[YOUR GOAL]:
Find the word "styles" in the records below. List each line containing it.

[INPUT MATERIAL]:
○ ○ ○

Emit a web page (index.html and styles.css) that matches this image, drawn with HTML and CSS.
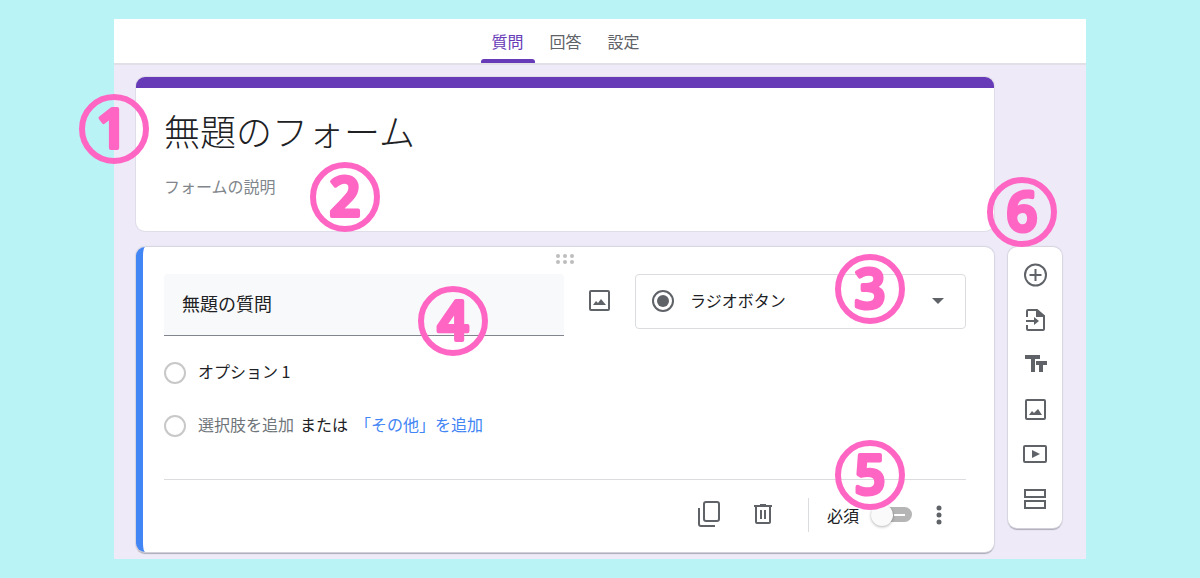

○ ○ ○

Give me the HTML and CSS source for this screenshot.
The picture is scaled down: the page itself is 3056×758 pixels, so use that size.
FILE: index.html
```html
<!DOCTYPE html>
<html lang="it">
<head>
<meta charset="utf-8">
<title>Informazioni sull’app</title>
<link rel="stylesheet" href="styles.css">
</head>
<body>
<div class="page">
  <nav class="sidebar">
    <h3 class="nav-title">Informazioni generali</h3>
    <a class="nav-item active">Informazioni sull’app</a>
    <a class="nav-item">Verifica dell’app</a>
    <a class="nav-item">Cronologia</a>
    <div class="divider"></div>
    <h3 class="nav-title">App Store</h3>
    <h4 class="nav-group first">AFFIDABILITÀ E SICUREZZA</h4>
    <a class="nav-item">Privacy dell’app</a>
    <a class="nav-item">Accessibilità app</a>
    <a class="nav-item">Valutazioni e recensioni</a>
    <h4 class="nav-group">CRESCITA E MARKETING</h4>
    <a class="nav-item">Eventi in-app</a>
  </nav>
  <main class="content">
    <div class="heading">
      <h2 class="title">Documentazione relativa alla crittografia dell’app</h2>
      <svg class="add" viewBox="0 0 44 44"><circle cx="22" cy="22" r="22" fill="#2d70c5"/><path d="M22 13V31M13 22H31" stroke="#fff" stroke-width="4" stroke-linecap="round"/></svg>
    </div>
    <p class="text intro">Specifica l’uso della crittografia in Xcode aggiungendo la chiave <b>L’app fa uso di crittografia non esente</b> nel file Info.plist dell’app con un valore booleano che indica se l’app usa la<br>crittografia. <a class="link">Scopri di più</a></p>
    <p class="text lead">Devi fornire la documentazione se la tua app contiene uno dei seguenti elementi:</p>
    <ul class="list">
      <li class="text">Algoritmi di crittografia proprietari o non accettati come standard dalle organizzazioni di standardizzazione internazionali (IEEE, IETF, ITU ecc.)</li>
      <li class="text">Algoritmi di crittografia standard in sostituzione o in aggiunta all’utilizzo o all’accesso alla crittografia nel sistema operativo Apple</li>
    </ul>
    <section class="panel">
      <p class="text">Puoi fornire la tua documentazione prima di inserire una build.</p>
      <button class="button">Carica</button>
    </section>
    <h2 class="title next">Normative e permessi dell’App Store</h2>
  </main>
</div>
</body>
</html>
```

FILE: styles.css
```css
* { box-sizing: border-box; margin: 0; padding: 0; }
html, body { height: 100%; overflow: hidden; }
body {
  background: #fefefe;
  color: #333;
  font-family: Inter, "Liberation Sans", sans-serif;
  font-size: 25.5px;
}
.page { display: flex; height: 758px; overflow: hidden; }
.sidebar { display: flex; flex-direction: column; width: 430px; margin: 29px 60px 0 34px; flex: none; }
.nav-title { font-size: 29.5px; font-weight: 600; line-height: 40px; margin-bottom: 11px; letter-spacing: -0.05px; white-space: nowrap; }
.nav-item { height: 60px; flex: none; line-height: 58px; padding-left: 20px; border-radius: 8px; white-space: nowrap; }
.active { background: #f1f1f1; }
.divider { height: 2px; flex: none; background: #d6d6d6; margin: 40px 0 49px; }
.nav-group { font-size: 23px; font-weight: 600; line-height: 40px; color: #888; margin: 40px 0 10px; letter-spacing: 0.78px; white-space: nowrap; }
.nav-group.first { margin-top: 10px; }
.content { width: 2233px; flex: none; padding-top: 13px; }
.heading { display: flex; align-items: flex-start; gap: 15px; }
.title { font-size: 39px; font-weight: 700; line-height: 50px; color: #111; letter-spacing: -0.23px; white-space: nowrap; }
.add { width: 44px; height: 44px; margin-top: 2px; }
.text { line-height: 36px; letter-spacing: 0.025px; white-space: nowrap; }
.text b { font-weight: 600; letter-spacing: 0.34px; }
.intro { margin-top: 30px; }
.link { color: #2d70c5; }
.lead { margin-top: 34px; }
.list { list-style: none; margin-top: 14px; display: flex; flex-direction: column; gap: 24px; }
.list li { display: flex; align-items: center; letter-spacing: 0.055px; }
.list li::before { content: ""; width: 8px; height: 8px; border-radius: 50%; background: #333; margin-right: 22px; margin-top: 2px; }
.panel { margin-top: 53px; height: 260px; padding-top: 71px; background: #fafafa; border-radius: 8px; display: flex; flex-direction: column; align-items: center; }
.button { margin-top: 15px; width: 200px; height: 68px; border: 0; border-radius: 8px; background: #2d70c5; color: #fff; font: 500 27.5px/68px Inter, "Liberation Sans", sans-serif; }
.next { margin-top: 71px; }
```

○ ○ ○

[RESULT BELOW]:
Emit a web page (index.html and styles.css) that matches this image, drawn with HTML and CSS.
<link rel="stylesheet" href="styles.css">
FILE: styles.css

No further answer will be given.